The mood is set by her trio, which includes Buddy Miller, whose reverberating cloudburst guitar makes him Nashville's answer to the Edge. On Rodney Crowell's outlaw anthem "Ain't Living Long," Miller and bassist Daryl Johnson play intertwining melody lines that fly like zigzagging circus acrobats. Then it's drummer Brady Blade's turn to loosen "Deeper Well" from its moorings with polyrhythmic volleys. On Daniel Lanois' "The Maker," Afro-Cuban percussion underpins gospel-soul harmonies.

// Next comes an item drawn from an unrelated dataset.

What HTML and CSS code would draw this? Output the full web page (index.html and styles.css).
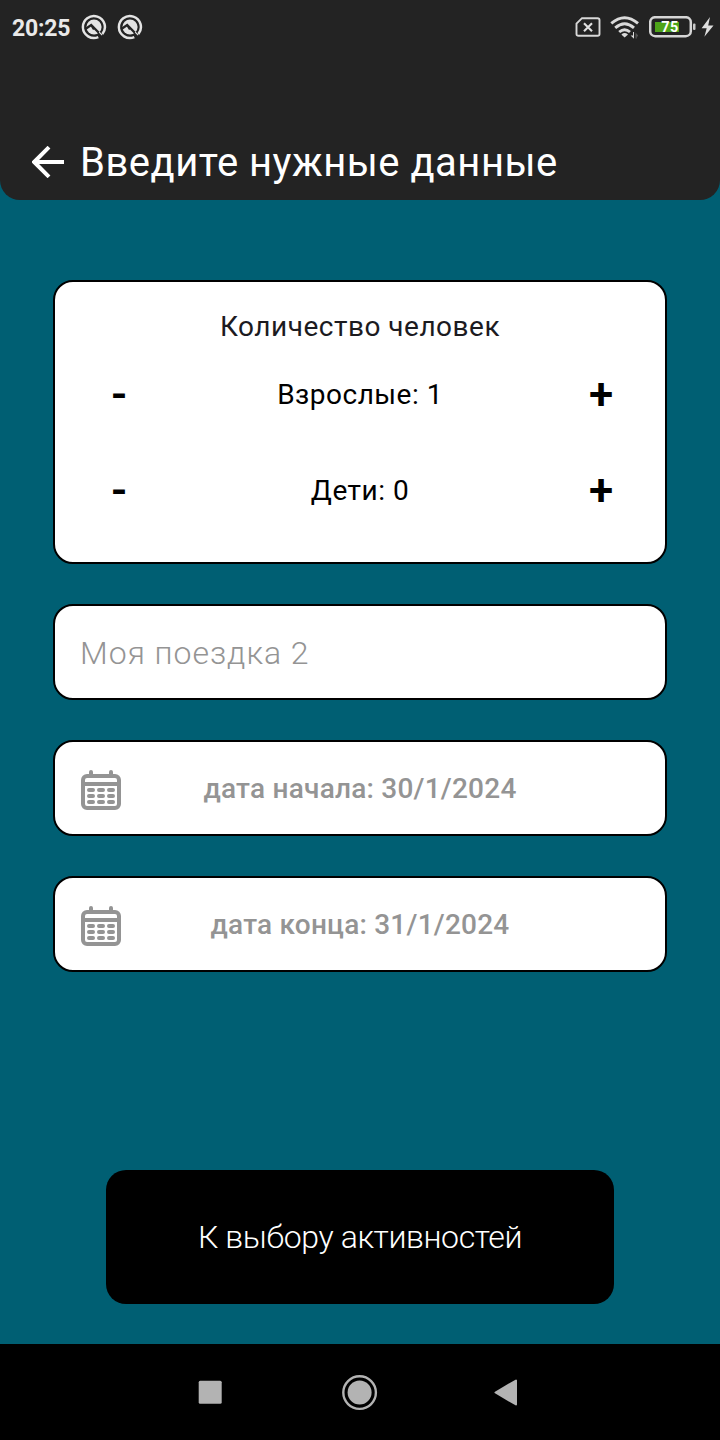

Perhaps the reason Harris lets her band stretch is that her sweet soprano isn't what it used to be. She no longer impales high notes; now her voice shivers as she pursues them. But on an a cappella "Calling My Children Home" and the sanctified "All My Tears," she projects a powerful, heartbreaking fragility. When she reprises her 1975 classic "Boulder to Birmingham," she turns it into a hymn to her searching: "I would walk all the way from Boulder to Birmingham if I thought I could see your face." As Spyboy demonstrates, the journey is still a long way from over.